JDK-6530203 : Arrays.hashCode(long a[]) calculates bad hash code for 0 and -1 values
  • Type: Bug
  • Component: core-libs
  • Sub-Component: java.util
  • Affected Version: 6
  • Priority: P4
  • Status: Closed
  • Resolution: Won't Fix
  • OS: windows_xp
  • CPU: x86
  • Submitted: 2007-03-01
  • Updated: 2015-08-21
  • Resolved: 2007-03-01
Related Reports
Relates :  
Description
FULL PRODUCT VERSION :
java version "1.6.0"
Java(TM) SE Runtime Environment (build 1.6.0-b105)
Java HotSpot(TM) Client VM (build 1.6.0-b105, mixed mode, sharing)


ADDITIONAL OS VERSION INFORMATION :
Microsoft Windows XP [Version 5.1.2600]

A DESCRIPTION OF THE PROBLEM :
Please look at the implementation of Arrays.hashCode(long a[]) method. The basic loop is the following:

        for (long element : a) {
            int elementHash = (int)(element ^ (element >>> 32));
            result = 31 * result + elementHash;
        }

It's obvious that if low and high words in the element are equal, then elementHash will be zero. There is, at least, two very popular integers producing this result: 0 and -1. For both values, the expression "(int)(element^(element>>>32))" returns 0.

This problem really occurred in one of my applications. By default, long[] arrays are filled by zero, and -1 is used sometimes as usual or signal value. If I create new long array[], calculate hash code, then assign -1 to some elements and calculate hash code again, I see the same result. I think it is a bug: the probability of same hash codes for different arrays is too high and can lead to serious problems in algorithms that often assign -1 to elements of long[] arrays.

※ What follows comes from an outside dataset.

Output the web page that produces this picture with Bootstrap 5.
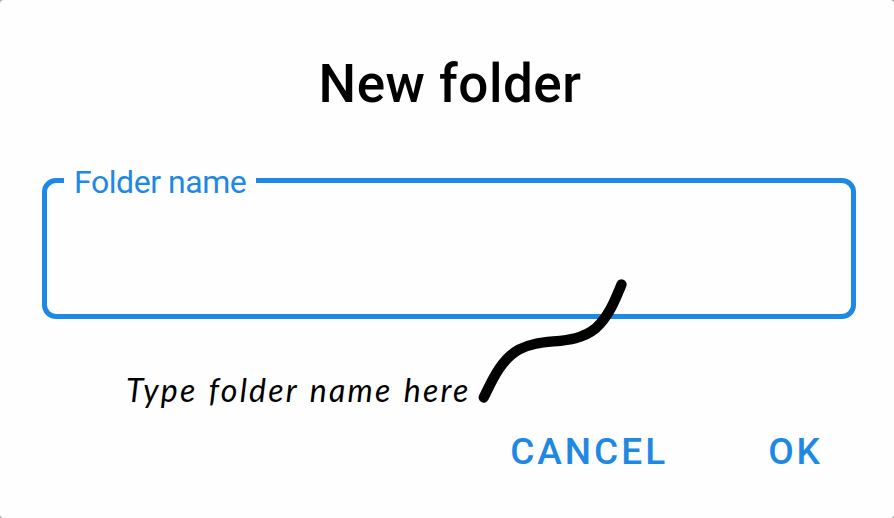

STEPS TO FOLLOW TO REPRODUCE THE PROBLEM :
Please compile and run the attached test.

EXPECTED VERSUS ACTUAL BEHAVIOR :
EXPECTED -
Different hash codes for the tested arrays.
ACTUAL -
Hash code is not changed while any long[] array modifications where 0 element is replaced with -1 or vice versa.

REPRODUCIBILITY :
This bug can be reproduced always.

---------- BEGIN SOURCE ----------
import java.util.Arrays;
public class Test {
    public static void main(String[] args) {
        long[] a = new long[10];
        for (int k = 0; k < a.length; k++)
            System.out.print(a[k] + " ");
        System.out.println("hashCode = " + Arrays.hashCode(a));
        a[0] = -1;
        for (int k = 0; k < a.length; k++)
            System.out.print(a[k] + " ");
        System.out.println("hashCode = " + Arrays.hashCode(a));
        a[5] = -1;
        for (int k = 0; k < a.length; k++)
            System.out.print(a[k] + " ");
        System.out.println("hashCode = " + Arrays.hashCode(a));
    }
}
---------- END SOURCE ----------

CUSTOMER SUBMITTED WORKAROUND :
You could use crc32 native algorithm for hash code calculation for any arrays. Measuring shows that your java.util.zip.CRC32.update(byte[] b) method has almost the same performance as Arrays.hashCode. Now I've created own methods for calculation array hash codes, that convert all non-byte primitive types to byte arrays and then call CRC32.update. I think you could implement more efficient solution if you offer native methods for arrays of all primitive types.

Comments
EVALUATION I agree with the submitter that the current hash calculation is suboptimal. Unfortunately, the current behavior is completely specified and thus can not be changed. We take compatibility seriously. Sorry. See specifications: http://java.sun.com/javase/6/docs/api/java/lang/Long.html#hashCode() http://java.sun.com/javase/6/docs/api/java/util/List.html#hashCode() http://java.sun.com/javase/6/docs/api/java/util/Arrays.html#hashCode(long[])
01-03-2007